Thursday, December 22, 2005

observed: feedburner

Feedburner is a very, very clever concept. I use it, you should too. If you happen to be blog-prone, of course.

First, they've got stats nailed. That's probably their most notable secret sauce. RSS readers are dead-easy to code, unlike browsers, but there are all manner of ways that RSS feeds get consumed - in Firefox, behind aggregators, by bots. Making sense of feed traffic is deep voodoo, and by gum, I think they've got it.

Second, they've made using their product dead easy. I'm only a few short rungs up the evolutionary ladder from a lemur, and I could do it. Now, with the merest few clicks of the pointing device, I can revel in all manner of information regarding the masses of subscribers who have flocked to ack/nak for their daily dose of (whatever).

And finally, they are right at the heart of the next wave of the media consumption gestalt - individuals, comme moi, want to consume "news" the same way we now consume music - one track at a time. RSS feeds are consumed in a way email is not - they aren't subject to the same filters that sift through spam. A feed is something you choose, and once chosen, it offers you even more choice. The feeds I consume on a daily basis are as a constant cascade of the freshest newsprint, delivered one story at a time. Feed to index to content, in one swoop.

How much more indicative of an individuals preference are the feeds they read, as opposed to the words they search on?

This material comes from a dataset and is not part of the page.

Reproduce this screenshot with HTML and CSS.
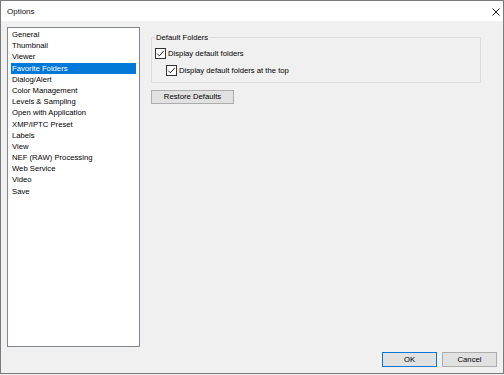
FILE: index.html
```html
<!DOCTYPE html>
<html>
<head>
<meta charset="utf-8">
<link rel="stylesheet" href="styles.css">
</head>
<body>
<div class="window">
  <div class="titlebar">
    <span class="title">Options</span>
    <span class="close">
      <svg width="8" height="8" viewBox="0 0 8 8"><path d="M0.5 0.5L7.5 7.5M7.5 0.5L0.5 7.5" stroke="#1a1a1a" stroke-width="1"/></svg>
    </span>
  </div>
  <div class="content">
    <div class="main">
      <ul class="list">
        <li>General</li>
        <li>Thumbnail</li>
        <li>Viewer</li>
        <li class="selected">Favorite Folders</li>
        <li>Dialog/Alert</li>
        <li>Color Management</li>
        <li>Levels &amp; Sampling</li>
        <li>Open with Application</li>
        <li>XMP/IPTC Preset</li>
        <li>Labels</li>
        <li>View</li>
        <li>NEF (RAW) Processing</li>
        <li>Web Service</li>
        <li>Video</li>
        <li>Save</li>
      </ul>
      <div class="panel">
        <fieldset class="group">
          <legend>Default Folders</legend>
          <div class="check-row">
            <span class="checkbox"><svg width="9" height="9" viewBox="0 0 9 9"><path d="M1.2 4.6L3.4 6.8L7.8 1.8" fill="none" stroke="#222" stroke-width="1"/></svg></span>
            <span>Display default folders</span>
          </div>
          <div class="check-row indent">
            <span class="checkbox"><svg width="9" height="9" viewBox="0 0 9 9"><path d="M1.2 4.6L3.4 6.8L7.8 1.8" fill="none" stroke="#222" stroke-width="1"/></svg></span>
            <span>Display default folders at the top</span>
          </div>
        </fieldset>
        <button class="btn restore">Restore Defaults</button>
      </div>
    </div>
    <div class="footer">
      <button class="btn default">OK</button>
      <button class="btn">Cancel</button>
    </div>
  </div>
</div>
</body>
</html>
```
FILE: styles.css
```css
html, body {
  margin: 0;
  padding: 0;
  background: #f0f0f0;
}
body {
  font-family: "Liberation Sans", Arial, sans-serif;
  font-size: 7.7px;
  color: #000;
}
.window {
  width: 504px;
  height: 374px;
  box-sizing: border-box;
  border: 1px solid #7a7a7a;
  background: #f0f0f0;
  display: flex;
  flex-direction: column;
}
.titlebar {
  height: 20px;
  background: #fff;
  display: flex;
  align-items: center;
  justify-content: space-between;
  padding: 0 3px 0 6px;
  flex: none;
}
.title {
  font-size: 8px;
  color: #111;
}
.close {
  display: flex;
  align-items: center;
  padding-top: 1px;
}
.content {
  flex: 1;
  display: flex;
  flex-direction: column;
  padding: 6px;
  gap: 5px;
}
.main {
  height: 320px;
  display: flex;
  gap: 11px;
}
.list {
  list-style: none;
  margin: 0;
  width: 133px;
  height: 320px;
  box-sizing: border-box;
  border: 1px solid #828790;
  background: #fff;
  padding: 1px 3px;
}
.list li {
  height: 11.2px;
  line-height: 11.2px;
  padding-left: 1px;
  white-space: nowrap;
}
.list li.selected {
  background: #0078d7;
  color: #fff;
}
.panel {
  flex: 1;
  display: flex;
  flex-direction: column;
  align-items: flex-start;
  padding-top: 6px;
  padding-right: 16px;
}
.group {
  align-self: stretch;
  margin: 0;
  border: 1px solid #dcdcdc;
  padding: 2px 3px 6px 3px;
  min-width: 0;
}
.group legend {
  padding: 0 1px;
  margin-left: 0;
  line-height: 9px;
}
.check-row {
  display: flex;
  align-items: center;
  gap: 2px;
  height: 11px;
  margin-top: 4px;
}
.check-row.indent {
  margin-left: 11px;
  margin-top: 6px;
}
.checkbox {
  width: 11px;
  height: 11px;
  box-sizing: border-box;
  border: 1px solid #333;
  background: #fff;
  display: flex;
  align-items: center;
  justify-content: center;
}
.btn {
  font-family: inherit;
  font-size: 7.7px;
  color: #000;
  background: #e1e1e1;
  border: 1px solid #adadad;
  border-radius: 0;
  padding: 0;
  height: 14px;
  line-height: 12px;
}
.restore {
  margin-top: 7px;
  width: 83px;
}
.footer {
  display: flex;
  justify-content: flex-end;
  gap: 5px;
  height: 15px;
}
.footer .btn {
  width: 55px;
  height: 15px;
}
.btn.default {
  border-color: #0078d7;
}
```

It's the ultimate intersection of content, advertisers, and consumers.

It's a swell business plan, run by some swell people, at *exactly* the right time.

So they won't mind when I advise that they clean up their website, streamline their subscription process (SET SHATNER=ON; "Too....many....choices..."; SET SHATNER=OFF), and tighten the way they articulate their value proposition to a short sentence that can be repeated with ones mouth full of food.

Now that delicious and flickr and konfabulator have fallen to Yahoo! Borg, Feedburner remains one of the last bastions of the blogostructure still sailing with an independent hand on the tiller and with its top gallants full of wind.

Nice.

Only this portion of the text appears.